L’existence d’un  racisme ? Ce racisme tropical me semble une évidence, même s’il n’est pas général mais seulement fréquent. En Imerina, il fut il y a une quinzaine d’années particulièrement illustré par l’auteur de Valin-Kitsaka. Mais ce fut d’Imerina que vint l’extinction de l’incendie.

Il faudrait vulgariser une bonne connaissance de l’histoire malgache – on peut en trouver sur ile-bourbon.net, rubrique Madagascar –, car tant que nous en resterons au discours colonial, nous n’aurons pour source d’inspiration que Washington, Londres, Paris, Moscou, Pékin ou Pyongyang pour trouver des solutions à nos problèmes, alors que c’est dans la campagne profonde qu’il faut aller les chercher.

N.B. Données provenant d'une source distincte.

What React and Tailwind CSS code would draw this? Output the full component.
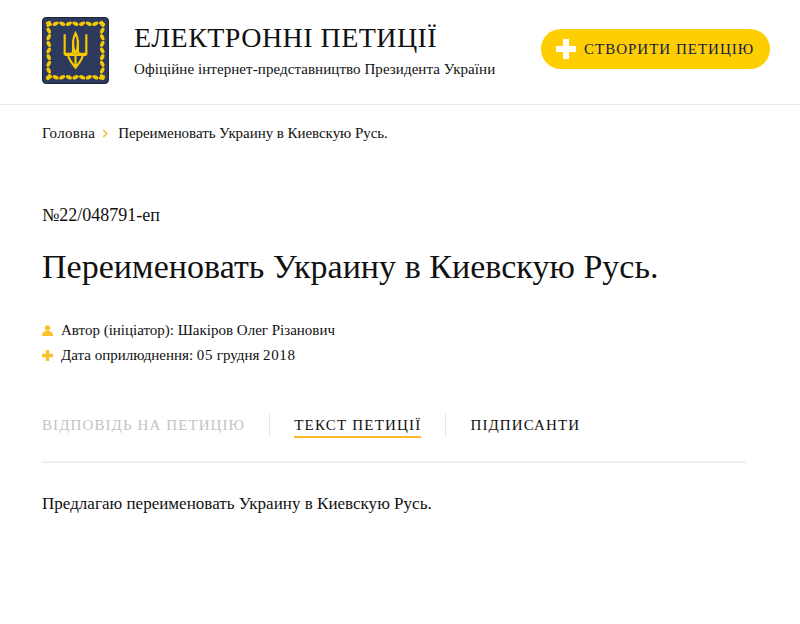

Avant de nommer ministre de l’agriculture ou tout autre ministre un excellent élève qui est passé par Centrale ou Polytechnique, il faudrait l’inviter à passer un an dans un village de la campagne sans eau ni électricité et loin d’une ville. Par ses conversations avec les autres villageois, il commencerait à savoir des choses. La véritable université malgache, c’est là qu’elle se trouve, c’est là que l’on a les meilleurs maîtres, surtout quand on a la chance de rencontrer une personne renommée dans son milieu et qui a eu la malchance – ou la chance ? – de n’avoir été ni à l’école primaire ni au lycée.